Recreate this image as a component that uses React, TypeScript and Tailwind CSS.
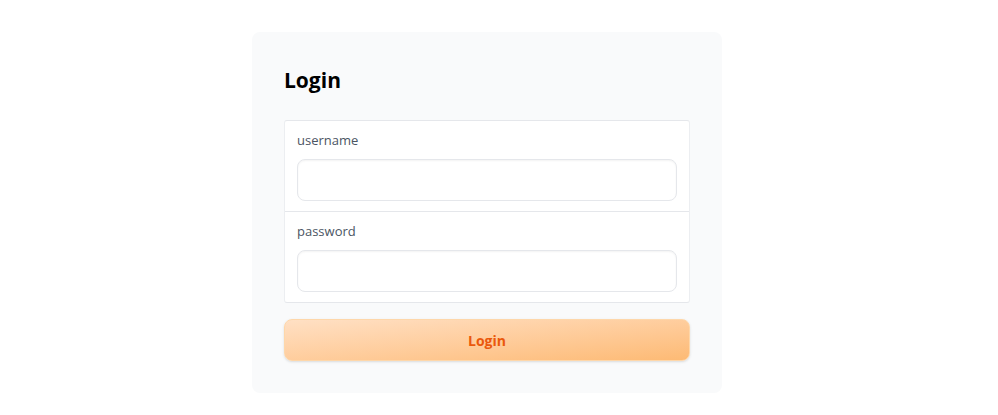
export default function App() {
  const fields = [
    { label: "username", type: "text" },
    { label: "password", type: "password" },
  ];

  return (
    <div
      className="min-h-[415px] bg-white pt-8 pl-[252px]"
      style={{ fontFamily: '"Open Sans", "Noto Sans", sans-serif' }}
    >
      <div className="w-[470px] rounded-lg bg-[#f9fafb] p-8">
        <h1 className="mb-6 text-[21px] font-bold leading-8 text-black">Login</h1>

        <div className="rounded-[3px] border border-[#e5e7eb] border-x-[#eceef1] bg-white">
          {fields.map((field, index) => (
            <div
              key={index}
              className={
                index > 0
                  ? "border-t border-[#e5e7eb] px-3 pt-[9px] pb-[10px]"
                  : "px-3 pt-[9px] pb-[10px]"
              }
            >
              <label className="mb-[9px] block text-[13px] leading-5 text-[#4b5563]">
                {field.label}
              </label>
              <input
                type={field.type}
                className="block h-[42px] w-full rounded-lg border border-[#e5e7eb] bg-white px-3 shadow-[inset_0_1px_2px_rgba(0,0,0,0.05)] outline-none"
              />
            </div>
          ))}
        </div>

        <button className="mt-4 h-[42px] w-full rounded-lg border border-[#fed7aa] bg-gradient-to-br from-[#ffe0c4] to-[#fdba74] text-[14px] font-bold text-[#ea580c] shadow-sm">
          Login
        </button>
      </div>
    </div>
  );
}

--- The task ---
Without the pictures, transcribe the listing above exactly.

--- Task result ---
Recreate this image as a component that uses React, TypeScript and Tailwind CSS.
export default function App() {
  const fields = [
    { label: "username", type: "text" },
    { label: "password", type: "password" },
  ];

  return (
    <div
      className="min-h-[415px] bg-white pt-8 pl-[252px]"
      style={{ fontFamily: '"Open Sans", "Noto Sans", sans-serif' }}
    >
      <div className="w-[470px] rounded-lg bg-[#f9fafb] p-8">
        <h1 className="mb-6 text-[21px] font-bold leading-8 text-black">Login</h1>

        <div className="rounded-[3px] border border-[#e5e7eb] border-x-[#eceef1] bg-white">
          {fields.map((field, index) => (
            <div
              key={index}
              className={
                index > 0
                  ? "border-t border-[#e5e7eb] px-3 pt-[9px] pb-[10px]"
                  : "px-3 pt-[9px] pb-[10px]"
              }
            >
              <label className="mb-[9px] block text-[13px] leading-5 text-[#4b5563]">
                {field.label}
              </label>
              <input
                type={field.type}
                className="block h-[42px] w-full rounded-lg border border-[#e5e7eb] bg-white px-3 shadow-[inset_0_1px_2px_rgba(0,0,0,0.05)] outline-none"
              />
            </div>
          ))}
        </div>

        <button className="mt-4 h-[42px] w-full rounded-lg border border-[#fed7aa] bg-gradient-to-br from-[#ffe0c4] to-[#fdba74] text-[14px] font-bold text-[#ea580c] shadow-sm">
          Login
        </button>
      </div>
    </div>
  );
}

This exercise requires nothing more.